The Ministry based its decision on the fact that such provision presents unjust contractual provision from Art 45. para. 1 (3) Consumer Protection Act, given that it creates significant disproportion in the rights and obligations of the parties, in particular considering consumer’s obligation to pay the compensation which notably exceeds the amount of damage suffered by the Operator in case of termination of the agreement.
At the same time, the Ministry justified its decision under the view that aforementioned clause imposes detrimental burden for the customers. This is concluded from the fact that the Operator, once the agreement is terminated, requires from the customer to pay full fees as if the services were provided, although he does not provide them further and he has no costs in relation with the termination of the agreement. What is more, the Operators do not prove the existence of any possible damage due to the early termination of the agreement. Therefore, according to the opinion of the Ministry, such agreement is contrary to principle of equal consideration prescribed in Art. 15 of Act on Contract and Torts which sets forth that when the parties want to enter into the agreements, they shall begin from principle of equal value of mutual considerations.
The Two Scenarios
In relation to the above mentioned, in our opinion it is necessary to separate two situations – (i) when the Operator terminates the agreement due to a customer’s violation of obligations and (ii) where the customer terminates the agreement before planned time, without any reason which could be attributed to the Operator’s fulfillment.
When it comes to the termination of the agreement by the Operator due to the breach of the agreement by the customer, the legal interpretation of the Ministry is in accordance with the general rules of the contract and torts regulations. When there is a case of an early termination of the agreement due to non-fulfillment of duties by one of the parties, that agreement ceases to produce legal effects. Therefore, neither the obligations undertaken by it, such as payment of liquidated damage, are binding for the parties, yet the party that terminated the agreement has the right to be compensated for the really existing damage in that particular case.

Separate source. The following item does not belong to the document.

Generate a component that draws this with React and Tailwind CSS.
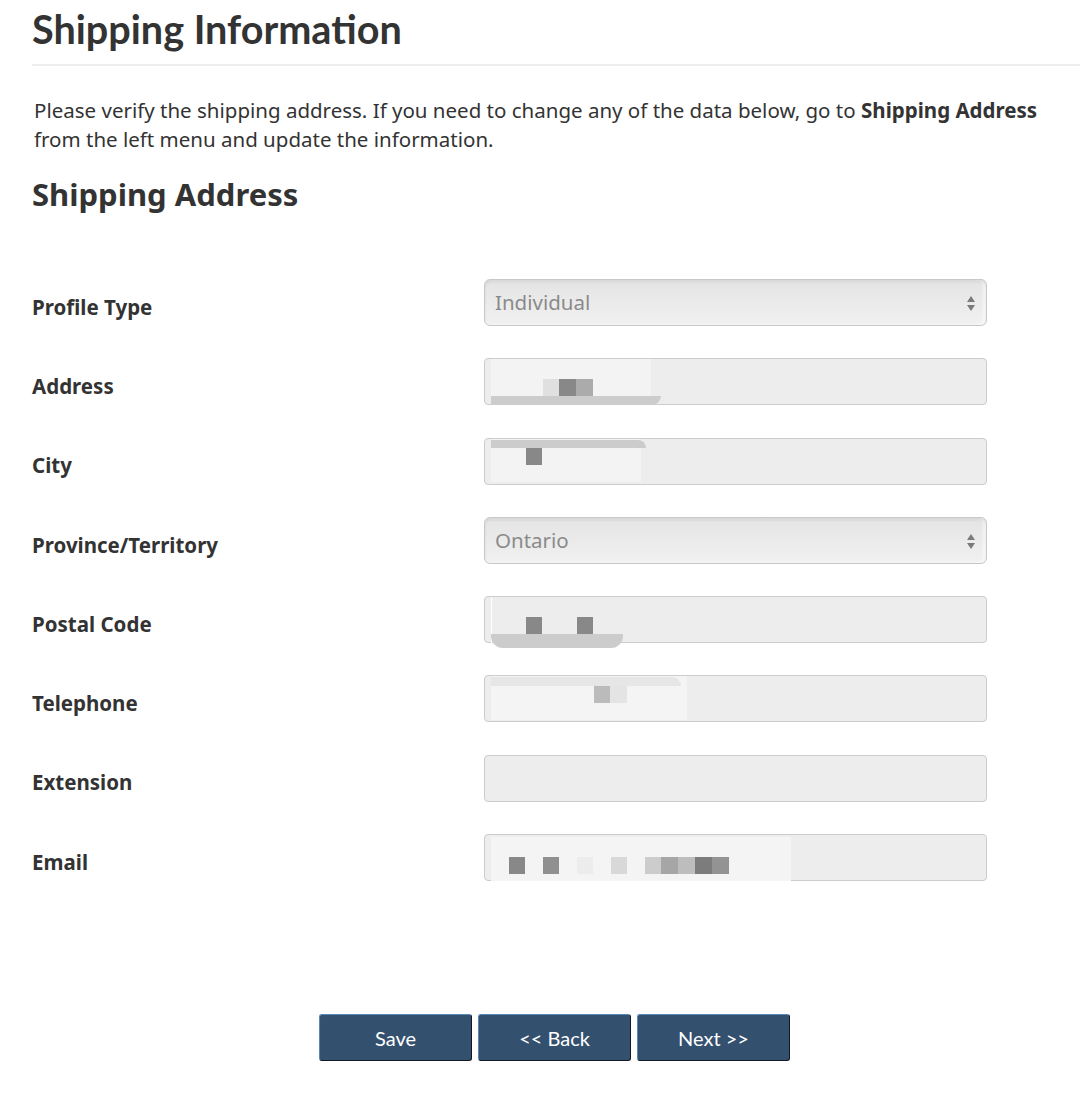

However, when it comes to termination of the agreement by the customer without any reason that could be attributed to the fulfillment of the agreement by the Operator, the situation is somewhat different.
As it is already mentioned, it is a general principle of contract and torts regulation that the parties have a duty to fulfill the agreement. Also, once concluded, agreement could be terminated only on the basis of settlement between the contractual parties and in cases prescribed by the law.
That being said, the possibility of choice which is left to the customer to opt to pay the Operator the amount he agreed to for the total term of the agreement instead of fulfilling his undertaken contractual duties throughout the end date of the agreement, in fact represents a termination of the agreement based on the settlement of contractual parties. The settlement implies that by entering into the agreement the Operator had given his consent on the consensual termination of the agreement under foregoing condition.
Hence, customer is enabled to use the benefit in form of decision to opt-out from the agreement, select another operator who will provide services to him, but that by default implies choosing opting to pay to the Operator initially determined compensation under the agreement. If this alternative would not be prescribed, the customer would be obliged, according to the general provisions of contract and torts regulations, to fulfill the agreement until the end of its validity. That means that the customer shall have to pay to the Operator whole agreed amount, but without the option to stop receiving its services, and eventually change the telecommunication services operator.
Such settlement on termination of agreement could be subject to consideration from the point of view of the principle of proportionality, justness and fairness, and eventually injustice towards the customer with taking into account all circumstances of the contractual parties, including reasons for which the customer has entered into the agreement and wishes to terminate it.
Apart from mentioned stance based on strict implementation of legal rules by its wording, in European and also local regulation, the cases of the early termination of agreement with the payment of proportionate compensation are not rare. Compensation for premature termination could be increased by percentages depending on how long before the expiration of the validity of agreement it is terminated. Such approach might be the subject of consideration of future legal regulation which will treat the matter of termination of agreement related to telecommunication services, and rights and duties of both customers and operators in that case.
The question is whether the final outcome of the resolution of this issue will be different from the position taken by the Ministry. At the end either the formal approach to the duty of honoring contractual obligations, or the general principle of fairness, in the light of the fact that the agreements on providing telecommunication services are so-called adhesion agreements, where the customer does not have the possibility to negotiate the clauses which will be included into the agreement, will prevail. This will depend on judicial approach concerning this question, as the authority which has the last word on interpretation of the law, void agreements and general principles of legal system.